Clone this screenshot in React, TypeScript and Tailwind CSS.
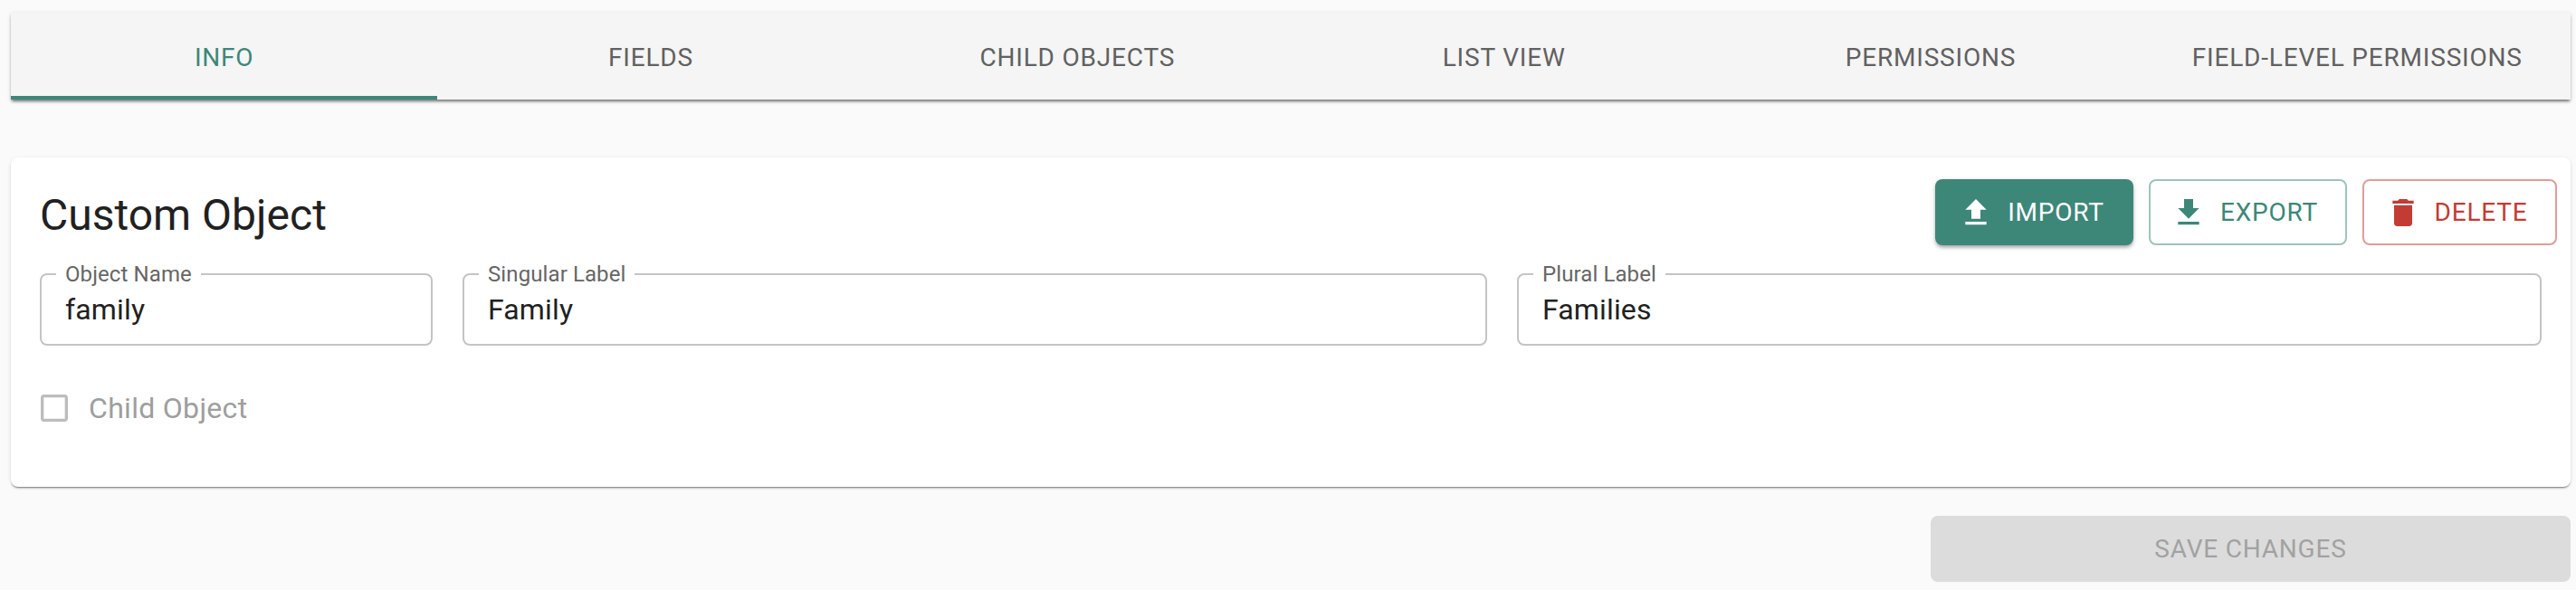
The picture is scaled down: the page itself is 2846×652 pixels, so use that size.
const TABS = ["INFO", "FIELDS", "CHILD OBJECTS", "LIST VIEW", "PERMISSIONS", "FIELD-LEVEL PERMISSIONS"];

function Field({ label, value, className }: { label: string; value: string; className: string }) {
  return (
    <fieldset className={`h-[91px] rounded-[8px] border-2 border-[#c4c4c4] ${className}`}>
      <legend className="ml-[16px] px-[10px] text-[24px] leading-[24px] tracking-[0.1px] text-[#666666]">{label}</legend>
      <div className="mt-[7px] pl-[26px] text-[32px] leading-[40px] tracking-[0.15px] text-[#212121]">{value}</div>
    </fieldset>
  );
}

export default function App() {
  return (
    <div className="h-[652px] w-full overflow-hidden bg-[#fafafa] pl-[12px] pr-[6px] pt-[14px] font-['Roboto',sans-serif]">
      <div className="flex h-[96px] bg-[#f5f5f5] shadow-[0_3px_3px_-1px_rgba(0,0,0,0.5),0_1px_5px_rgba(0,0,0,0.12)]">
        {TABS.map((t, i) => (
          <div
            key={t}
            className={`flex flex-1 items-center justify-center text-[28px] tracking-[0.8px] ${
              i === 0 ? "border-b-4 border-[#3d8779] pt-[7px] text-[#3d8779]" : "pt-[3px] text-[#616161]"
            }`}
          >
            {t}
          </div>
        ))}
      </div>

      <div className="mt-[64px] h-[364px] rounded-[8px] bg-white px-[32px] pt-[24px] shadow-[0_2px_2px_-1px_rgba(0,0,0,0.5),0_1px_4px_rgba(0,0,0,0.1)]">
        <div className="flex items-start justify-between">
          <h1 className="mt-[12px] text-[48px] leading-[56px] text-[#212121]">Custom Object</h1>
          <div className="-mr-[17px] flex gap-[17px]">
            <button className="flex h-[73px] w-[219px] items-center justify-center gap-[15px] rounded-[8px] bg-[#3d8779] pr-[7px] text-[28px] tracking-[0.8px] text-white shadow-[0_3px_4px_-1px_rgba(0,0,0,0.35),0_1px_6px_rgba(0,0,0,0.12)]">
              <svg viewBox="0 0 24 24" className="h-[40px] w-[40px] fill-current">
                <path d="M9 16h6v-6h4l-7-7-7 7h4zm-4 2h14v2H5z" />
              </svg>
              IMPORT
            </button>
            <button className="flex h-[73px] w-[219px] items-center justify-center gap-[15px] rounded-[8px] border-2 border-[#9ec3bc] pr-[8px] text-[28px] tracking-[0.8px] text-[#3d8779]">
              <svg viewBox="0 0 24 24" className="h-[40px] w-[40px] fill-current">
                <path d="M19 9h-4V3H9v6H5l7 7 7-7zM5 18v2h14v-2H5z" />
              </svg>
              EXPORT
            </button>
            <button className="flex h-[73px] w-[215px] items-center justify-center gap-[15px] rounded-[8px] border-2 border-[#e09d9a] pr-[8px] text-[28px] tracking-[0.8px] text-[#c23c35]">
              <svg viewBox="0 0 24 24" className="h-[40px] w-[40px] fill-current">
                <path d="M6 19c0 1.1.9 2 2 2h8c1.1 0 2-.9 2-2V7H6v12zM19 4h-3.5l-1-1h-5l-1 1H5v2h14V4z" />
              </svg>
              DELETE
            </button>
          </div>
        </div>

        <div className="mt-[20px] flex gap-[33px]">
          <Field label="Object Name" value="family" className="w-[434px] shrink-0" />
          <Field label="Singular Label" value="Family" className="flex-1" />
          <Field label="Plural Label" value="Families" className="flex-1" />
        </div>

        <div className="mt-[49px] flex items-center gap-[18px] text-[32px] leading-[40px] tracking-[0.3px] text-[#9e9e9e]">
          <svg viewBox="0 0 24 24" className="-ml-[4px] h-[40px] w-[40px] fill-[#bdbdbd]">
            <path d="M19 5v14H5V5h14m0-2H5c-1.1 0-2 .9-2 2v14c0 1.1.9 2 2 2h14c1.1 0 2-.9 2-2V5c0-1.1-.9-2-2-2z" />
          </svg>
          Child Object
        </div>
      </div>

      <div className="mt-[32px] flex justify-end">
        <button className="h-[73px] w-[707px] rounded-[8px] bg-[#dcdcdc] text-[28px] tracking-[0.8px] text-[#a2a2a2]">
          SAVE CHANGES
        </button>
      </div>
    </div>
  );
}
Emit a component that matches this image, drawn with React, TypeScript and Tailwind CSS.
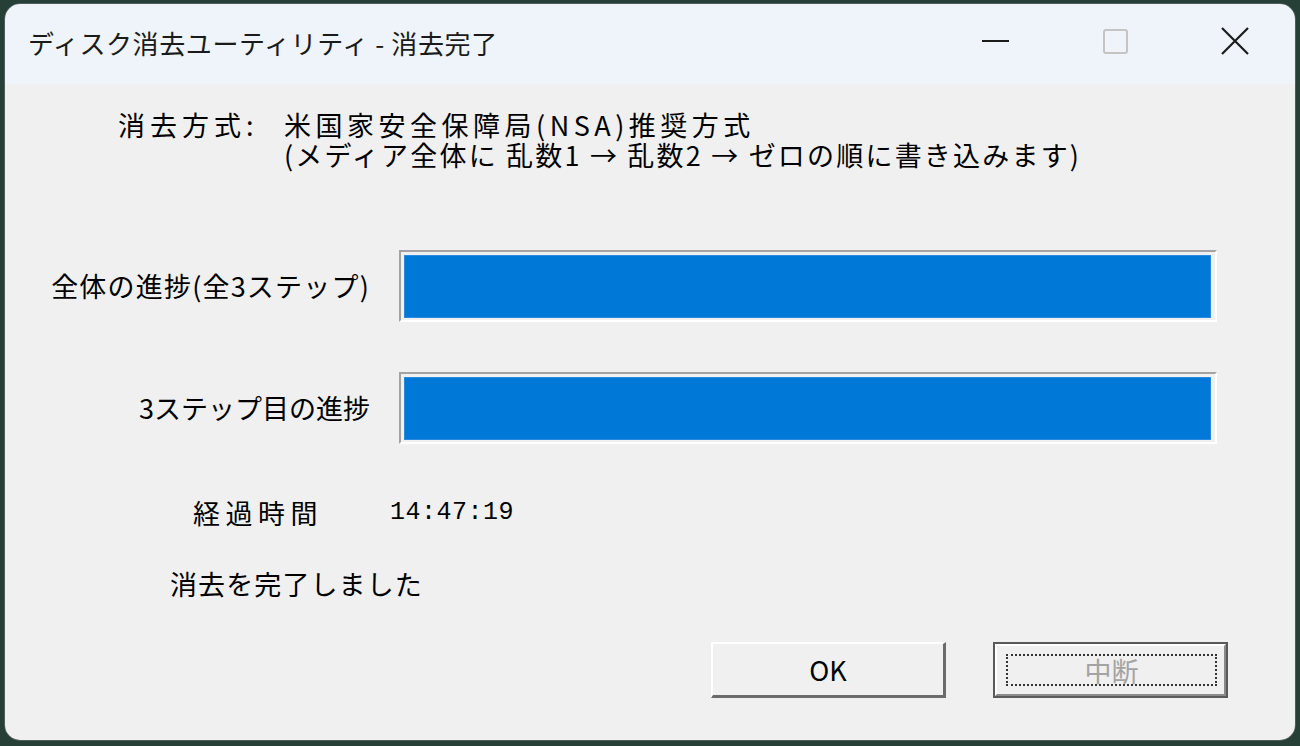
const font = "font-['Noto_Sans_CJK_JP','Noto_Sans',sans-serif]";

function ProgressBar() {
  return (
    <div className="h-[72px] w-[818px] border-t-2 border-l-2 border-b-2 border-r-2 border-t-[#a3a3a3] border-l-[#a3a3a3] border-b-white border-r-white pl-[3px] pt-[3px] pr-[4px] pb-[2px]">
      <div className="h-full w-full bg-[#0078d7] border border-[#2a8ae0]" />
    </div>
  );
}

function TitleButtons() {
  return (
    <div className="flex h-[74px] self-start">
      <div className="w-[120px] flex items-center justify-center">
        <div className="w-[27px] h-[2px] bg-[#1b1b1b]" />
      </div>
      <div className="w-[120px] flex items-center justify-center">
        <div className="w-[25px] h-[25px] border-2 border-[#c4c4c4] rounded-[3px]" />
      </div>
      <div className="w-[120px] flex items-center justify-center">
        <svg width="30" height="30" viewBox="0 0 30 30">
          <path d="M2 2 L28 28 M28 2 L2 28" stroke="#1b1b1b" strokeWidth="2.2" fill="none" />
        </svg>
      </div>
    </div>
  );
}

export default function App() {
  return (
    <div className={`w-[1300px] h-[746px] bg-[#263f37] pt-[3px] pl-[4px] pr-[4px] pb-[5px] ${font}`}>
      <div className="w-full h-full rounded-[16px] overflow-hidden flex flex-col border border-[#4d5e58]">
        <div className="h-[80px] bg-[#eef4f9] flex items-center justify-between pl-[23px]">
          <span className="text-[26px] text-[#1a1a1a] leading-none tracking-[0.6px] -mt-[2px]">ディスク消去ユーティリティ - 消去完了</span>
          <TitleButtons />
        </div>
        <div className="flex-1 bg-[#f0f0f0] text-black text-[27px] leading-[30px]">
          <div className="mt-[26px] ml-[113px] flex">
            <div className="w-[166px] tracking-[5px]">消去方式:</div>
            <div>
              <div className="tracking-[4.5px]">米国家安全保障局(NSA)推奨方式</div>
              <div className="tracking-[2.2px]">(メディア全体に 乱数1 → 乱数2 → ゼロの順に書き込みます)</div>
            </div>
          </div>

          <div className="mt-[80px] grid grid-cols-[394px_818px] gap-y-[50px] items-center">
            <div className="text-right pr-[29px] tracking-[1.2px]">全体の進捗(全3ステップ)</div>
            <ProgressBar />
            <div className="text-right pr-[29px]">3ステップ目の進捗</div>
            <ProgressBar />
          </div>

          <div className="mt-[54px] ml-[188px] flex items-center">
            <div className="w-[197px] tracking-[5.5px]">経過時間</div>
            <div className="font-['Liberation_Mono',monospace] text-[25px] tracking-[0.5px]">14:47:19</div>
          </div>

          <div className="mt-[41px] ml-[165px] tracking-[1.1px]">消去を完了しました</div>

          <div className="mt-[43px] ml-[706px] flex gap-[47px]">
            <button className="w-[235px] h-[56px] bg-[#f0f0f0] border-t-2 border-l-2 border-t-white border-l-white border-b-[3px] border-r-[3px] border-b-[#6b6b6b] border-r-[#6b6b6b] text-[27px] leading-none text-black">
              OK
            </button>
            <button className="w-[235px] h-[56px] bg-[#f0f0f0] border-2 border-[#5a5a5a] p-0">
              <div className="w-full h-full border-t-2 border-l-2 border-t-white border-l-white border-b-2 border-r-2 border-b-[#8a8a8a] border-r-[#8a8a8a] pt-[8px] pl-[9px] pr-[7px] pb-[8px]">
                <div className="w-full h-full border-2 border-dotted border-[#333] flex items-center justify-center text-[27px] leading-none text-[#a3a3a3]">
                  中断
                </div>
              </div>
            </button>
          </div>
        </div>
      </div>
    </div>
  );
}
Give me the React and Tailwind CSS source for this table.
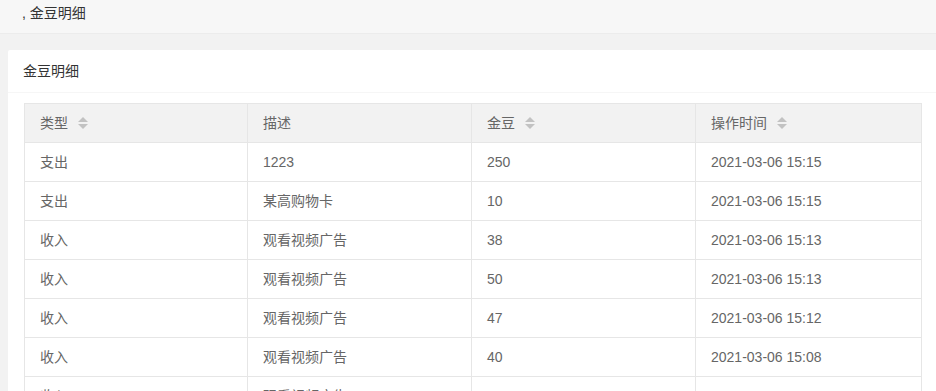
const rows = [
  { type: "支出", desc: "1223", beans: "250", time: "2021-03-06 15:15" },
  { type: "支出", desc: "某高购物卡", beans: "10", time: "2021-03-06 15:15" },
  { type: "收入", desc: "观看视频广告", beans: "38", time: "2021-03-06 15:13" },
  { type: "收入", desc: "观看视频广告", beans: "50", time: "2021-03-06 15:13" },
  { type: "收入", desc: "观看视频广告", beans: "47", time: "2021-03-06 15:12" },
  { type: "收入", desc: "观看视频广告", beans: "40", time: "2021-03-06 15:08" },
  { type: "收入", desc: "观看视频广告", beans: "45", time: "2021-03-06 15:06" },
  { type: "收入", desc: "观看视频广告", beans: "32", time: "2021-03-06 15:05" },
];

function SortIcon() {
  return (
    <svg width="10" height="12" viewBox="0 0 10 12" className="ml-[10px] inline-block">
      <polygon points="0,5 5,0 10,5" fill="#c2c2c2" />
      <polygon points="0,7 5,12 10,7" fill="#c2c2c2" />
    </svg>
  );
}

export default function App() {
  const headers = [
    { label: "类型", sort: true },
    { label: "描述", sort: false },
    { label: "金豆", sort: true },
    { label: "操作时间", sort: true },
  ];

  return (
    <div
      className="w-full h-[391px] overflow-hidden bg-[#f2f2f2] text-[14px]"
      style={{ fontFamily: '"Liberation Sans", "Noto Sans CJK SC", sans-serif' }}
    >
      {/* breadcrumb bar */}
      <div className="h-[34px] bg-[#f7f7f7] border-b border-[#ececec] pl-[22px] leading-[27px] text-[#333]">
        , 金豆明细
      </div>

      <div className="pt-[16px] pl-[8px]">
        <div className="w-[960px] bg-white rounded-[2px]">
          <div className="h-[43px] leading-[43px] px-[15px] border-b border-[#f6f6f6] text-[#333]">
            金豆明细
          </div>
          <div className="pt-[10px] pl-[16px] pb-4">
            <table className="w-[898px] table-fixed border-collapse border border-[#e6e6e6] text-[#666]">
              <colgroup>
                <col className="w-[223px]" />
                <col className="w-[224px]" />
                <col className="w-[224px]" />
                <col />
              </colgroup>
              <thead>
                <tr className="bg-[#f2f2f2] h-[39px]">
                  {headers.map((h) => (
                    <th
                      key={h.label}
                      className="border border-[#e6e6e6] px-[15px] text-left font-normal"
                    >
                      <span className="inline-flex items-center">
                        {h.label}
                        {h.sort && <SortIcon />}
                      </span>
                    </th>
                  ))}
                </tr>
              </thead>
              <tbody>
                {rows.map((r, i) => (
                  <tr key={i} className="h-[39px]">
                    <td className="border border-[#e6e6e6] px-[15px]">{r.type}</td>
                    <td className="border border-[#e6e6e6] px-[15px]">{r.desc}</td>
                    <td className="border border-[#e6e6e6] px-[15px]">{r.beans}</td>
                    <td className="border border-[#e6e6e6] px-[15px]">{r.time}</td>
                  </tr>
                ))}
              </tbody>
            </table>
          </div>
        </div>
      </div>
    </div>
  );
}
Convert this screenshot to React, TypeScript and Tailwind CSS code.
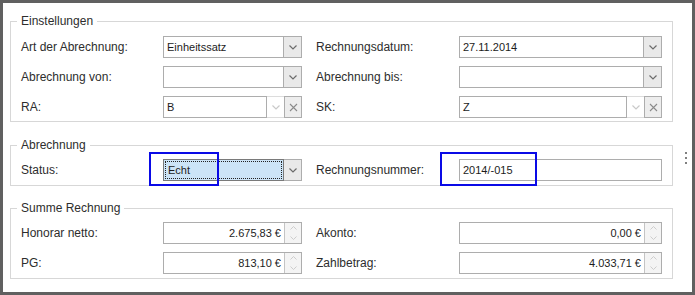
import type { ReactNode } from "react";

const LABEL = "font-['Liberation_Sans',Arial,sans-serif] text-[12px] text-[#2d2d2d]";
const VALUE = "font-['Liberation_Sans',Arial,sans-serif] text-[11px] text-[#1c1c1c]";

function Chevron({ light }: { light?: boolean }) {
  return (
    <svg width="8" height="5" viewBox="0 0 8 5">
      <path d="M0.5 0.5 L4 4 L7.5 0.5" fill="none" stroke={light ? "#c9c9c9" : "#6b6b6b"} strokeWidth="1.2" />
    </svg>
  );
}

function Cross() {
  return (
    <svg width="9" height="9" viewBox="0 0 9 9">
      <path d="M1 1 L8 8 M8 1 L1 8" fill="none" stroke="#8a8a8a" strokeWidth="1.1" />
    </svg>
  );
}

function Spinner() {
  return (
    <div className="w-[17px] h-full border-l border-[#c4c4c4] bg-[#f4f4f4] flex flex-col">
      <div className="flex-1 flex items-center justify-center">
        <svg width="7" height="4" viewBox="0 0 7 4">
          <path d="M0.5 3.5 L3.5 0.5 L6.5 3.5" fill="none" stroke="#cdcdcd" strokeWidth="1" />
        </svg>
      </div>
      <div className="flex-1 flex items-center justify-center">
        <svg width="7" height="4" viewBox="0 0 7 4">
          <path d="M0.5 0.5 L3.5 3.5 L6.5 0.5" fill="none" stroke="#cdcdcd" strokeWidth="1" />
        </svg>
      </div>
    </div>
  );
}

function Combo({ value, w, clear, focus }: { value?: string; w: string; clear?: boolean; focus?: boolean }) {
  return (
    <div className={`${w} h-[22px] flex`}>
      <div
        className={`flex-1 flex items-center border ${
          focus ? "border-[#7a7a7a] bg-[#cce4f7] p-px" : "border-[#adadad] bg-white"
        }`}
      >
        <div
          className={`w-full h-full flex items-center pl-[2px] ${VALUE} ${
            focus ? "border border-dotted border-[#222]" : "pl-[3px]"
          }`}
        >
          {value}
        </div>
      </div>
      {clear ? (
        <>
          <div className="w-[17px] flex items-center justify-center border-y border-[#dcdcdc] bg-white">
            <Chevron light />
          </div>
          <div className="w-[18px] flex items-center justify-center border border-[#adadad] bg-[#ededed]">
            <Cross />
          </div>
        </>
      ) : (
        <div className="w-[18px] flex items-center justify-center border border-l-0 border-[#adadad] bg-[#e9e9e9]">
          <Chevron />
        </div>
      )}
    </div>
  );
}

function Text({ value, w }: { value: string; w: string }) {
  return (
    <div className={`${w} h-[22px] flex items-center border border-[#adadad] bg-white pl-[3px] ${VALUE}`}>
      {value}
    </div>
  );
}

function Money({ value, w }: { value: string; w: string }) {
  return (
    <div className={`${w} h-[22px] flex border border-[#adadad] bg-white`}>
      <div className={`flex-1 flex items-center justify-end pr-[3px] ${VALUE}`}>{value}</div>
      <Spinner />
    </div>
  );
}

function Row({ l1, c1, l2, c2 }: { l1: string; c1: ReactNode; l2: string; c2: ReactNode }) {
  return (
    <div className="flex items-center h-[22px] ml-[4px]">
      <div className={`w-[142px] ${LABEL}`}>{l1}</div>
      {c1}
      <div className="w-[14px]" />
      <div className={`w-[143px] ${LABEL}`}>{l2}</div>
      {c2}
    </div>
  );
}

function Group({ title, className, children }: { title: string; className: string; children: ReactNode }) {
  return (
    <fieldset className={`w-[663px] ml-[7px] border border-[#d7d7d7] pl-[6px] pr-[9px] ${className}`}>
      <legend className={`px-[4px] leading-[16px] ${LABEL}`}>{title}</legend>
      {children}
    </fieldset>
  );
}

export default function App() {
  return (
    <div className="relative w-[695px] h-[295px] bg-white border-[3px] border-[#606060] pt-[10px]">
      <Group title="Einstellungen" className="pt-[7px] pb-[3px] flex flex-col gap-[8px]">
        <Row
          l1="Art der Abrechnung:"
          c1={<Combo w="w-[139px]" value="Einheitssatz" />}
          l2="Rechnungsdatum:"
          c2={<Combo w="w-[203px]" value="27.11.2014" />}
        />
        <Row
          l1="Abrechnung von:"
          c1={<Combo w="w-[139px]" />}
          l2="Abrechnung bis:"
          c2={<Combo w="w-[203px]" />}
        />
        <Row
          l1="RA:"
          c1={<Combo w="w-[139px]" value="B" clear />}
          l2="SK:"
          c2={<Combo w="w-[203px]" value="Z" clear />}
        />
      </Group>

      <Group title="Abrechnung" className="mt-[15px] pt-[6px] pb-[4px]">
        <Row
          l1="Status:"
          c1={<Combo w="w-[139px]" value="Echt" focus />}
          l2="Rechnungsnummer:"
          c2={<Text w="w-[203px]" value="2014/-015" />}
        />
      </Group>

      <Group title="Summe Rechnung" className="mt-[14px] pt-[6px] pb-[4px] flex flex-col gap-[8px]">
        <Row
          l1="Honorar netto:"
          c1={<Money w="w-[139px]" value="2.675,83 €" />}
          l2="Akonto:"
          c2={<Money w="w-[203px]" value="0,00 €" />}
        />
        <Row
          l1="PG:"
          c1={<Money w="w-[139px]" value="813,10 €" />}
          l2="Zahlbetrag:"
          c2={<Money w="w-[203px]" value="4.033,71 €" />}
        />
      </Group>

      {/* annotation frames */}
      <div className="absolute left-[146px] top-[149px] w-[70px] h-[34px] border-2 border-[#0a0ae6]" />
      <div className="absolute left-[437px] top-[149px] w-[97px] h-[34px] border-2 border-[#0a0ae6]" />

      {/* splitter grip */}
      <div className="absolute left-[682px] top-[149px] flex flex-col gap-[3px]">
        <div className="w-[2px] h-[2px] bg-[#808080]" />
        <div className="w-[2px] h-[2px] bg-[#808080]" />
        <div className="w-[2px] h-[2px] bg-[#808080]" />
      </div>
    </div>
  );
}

###

What is asked: Wherever "table" shows up in a line, copy that line.

Answer to this problem:
Give me the React and Tailwind CSS source for this table.
            <table className="w-[898px] table-fixed border-collapse border border-[#e6e6e6] text-[#666]">
            </table>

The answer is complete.